Шофер немедленно засох. Рванул с места, развернулся через двойную полосу — только камешки из-под колес полетели.
— Что ты задумала? — всполошился Николас. — Ты хочешь вернуться в Утешительное? Но зачем?
— А чего это я должна уезжать из своего дома? — процедила она, сузив глаза. — Я законная дочь Мирата Виленовича Куценко, у меня и паспорт новый. Про нас с папочкой вся страна знает.
— Ты… Ты хочешь ему отомстить?
— Обманщикам и гадам спуску давать нельзя, — отрезала Миранда. — Что он, мразь, со мной хотел сделать? И сделал бы, если б не ты! А с Ингой? Изрезал лицо, утробу искромсал, да еще мозги выпотрошил, в болонку превратил! Нельзя, чтоб такое даром сходило!
Фандорин схватил ее за руку:
— Ты хочешь рассказать Инге? Не смей! Да она и не поверит!
— Конечно, не поверит. Сначала. А потом припомнит, как всё было, и задумается. Будет смотреть на него и гадать: правда или не правда? — Миранда мечтательно улыбнулась. — Он ее одну любит, больше всего на свете? Так вот хрен ему. Ты сам меня учил, помнишь? Ну, когда мы про Джека Потрошителя спорили.

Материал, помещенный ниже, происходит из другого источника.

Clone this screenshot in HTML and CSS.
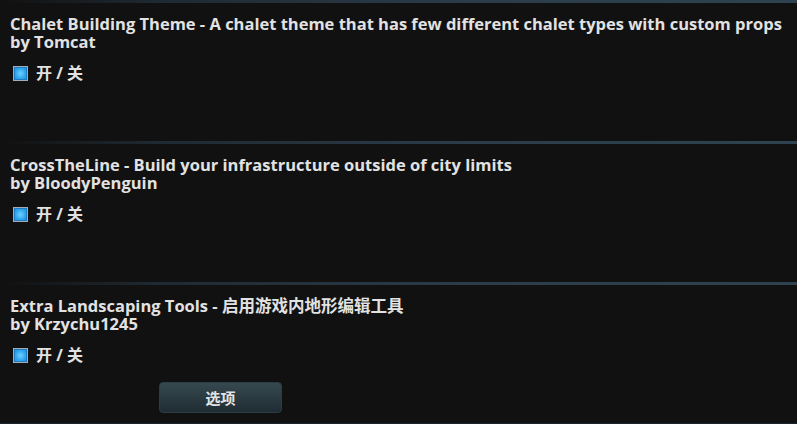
FILE: index.html
```html
<!DOCTYPE html>
<html lang="zh">
<head>
<meta charset="utf-8">
<link rel="stylesheet" href="styles.css">
</head>
<body>
<div class="list">
  <section class="mod">
    <div class="title">Chalet Building Theme - A chalet theme that has few different chalet types with custom props</div>
    <div class="author">by Tomcat</div>
    <label class="toggle"><span class="box"></span><span class="lbl">开 / 关</span></label>
  </section>
  <section class="mod">
    <div class="title">CrossTheLine - Build your infrastructure outside of city limits</div>
    <div class="author">by BloodyPenguin</div>
    <label class="toggle"><span class="box"></span><span class="lbl">开 / 关</span></label>
  </section>
  <section class="mod last">
    <div class="title">Extra Landscaping Tools - 启用游戏内地形编辑工具</div>
    <div class="author">by Krzychu1245</div>
    <label class="toggle"><span class="box"></span><span class="lbl">开 / 关</span></label>
    <div class="actions"><button class="btn">选项</button></div>
  </section>
</div>
</body>
</html>
```

FILE: styles.css
```css
html, body {
  margin: 0;
  padding: 0;
  background: #111111;
}
body {
  width: 797px;
  height: 424px;
  overflow: hidden;
  font-family: "Open Sans", "Noto Sans CJK SC", sans-serif;
  font-weight: 700;
  color: #e2e2e2;
}
.list {
  display: flex;
  flex-direction: column;
}
.mod {
  box-sizing: border-box;
  height: 141px;
  padding: 15px 10px 0 10px;
  background-image: linear-gradient(to right, rgba(50, 70, 85, 0) 0%, rgba(40, 58, 72, 0.6) 20%, #2b3d4b 60%, #2e4250 100%);
  background-size: 100% 3px;
  background-repeat: no-repeat;
  background-position: 0 0;
}
.mod.last {
  height: 142px;
  border-bottom: 1px solid #1c252b;
}
.title, .author {
  font-size: 16.5px;
  line-height: 18px;
  white-space: nowrap;
}
.toggle {
  display: flex;
  align-items: center;
  gap: 8px;
  margin-top: 13px;
  margin-left: 3px;
  height: 18px;
}
.box {
  width: 13px;
  height: 13px;
  border: 1px solid #a4adb5;
  background: radial-gradient(circle at 50% 50%, #6fd0ff 0%, #2ea6f0 55%, #1a84d2 100%);
  box-shadow: inset 0 0 0 1px #1f7cc0;
}
.lbl {
  font-size: 16px;
  line-height: 18px;
}
.actions {
  margin-top: 18px;
  padding-left: 149px;
}
.btn {
  width: 123px;
  height: 31px;
  border: 1px solid #2d3d45;
  border-radius: 4px;
  background: linear-gradient(to bottom, #36494f 0%, #2b3b42 50%, #1f2c33 100%);
  color: #e4e4e4;
  font-family: "Open Sans", "Noto Sans CJK SC", sans-serif;
  font-weight: 700;
  font-size: 15px;
  padding: 0;
}
```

Со злом надо бороться, пасовать перед ним нельзя.
Он взволнованно затряс головой, боясь, что не сумеет сейчас найти нужных слов.
— Послушай… Ты ведь уже взрослая, ты умная, ты должна это понять! Человеку только кажется, что он борется со злом, которое вовне. На самом деле он борется со злом в самом себе, преодолевая свои собственные малодушие, корысть, эгоизм! Победа над злом — это победа над плохим в самом себе. Вот почему когда зло побеждают нечестными, недостойными способами, это никакая не победа, а поражение. Потому что зло извне перемещается внутрь тебя, и получается, что оно победило, а ты проиграл! Черт, я путано говорю! Ты меня понимаешь?
Мира помолчала, глядя на него исподлобья.
— Ладно. Сегодня ей не скажу…
Было ясно, что большего от нее не добиться. Фандорин откинулся назад, закрыл глаза. Какой тяжелый, нескончаемый день, думал он, чувствуя себя постаревшим на десять лет..
Глава двадцать вторая
МНОГО ШУМА ИЗ НИЧЕГО
Мне еще не исполнилось семи лет, а будто семьдесят, думал Митридат, глядя на жалкое папенькино лицо. Слезы высохли сами собой — все равно по части слезообильности за родителем было не угнаться. Да и о чем плакать? Ну их всех, с их жизнью, если тут такие дела творятся. Лучше умереть. Только Данилу с Павлиной жалко.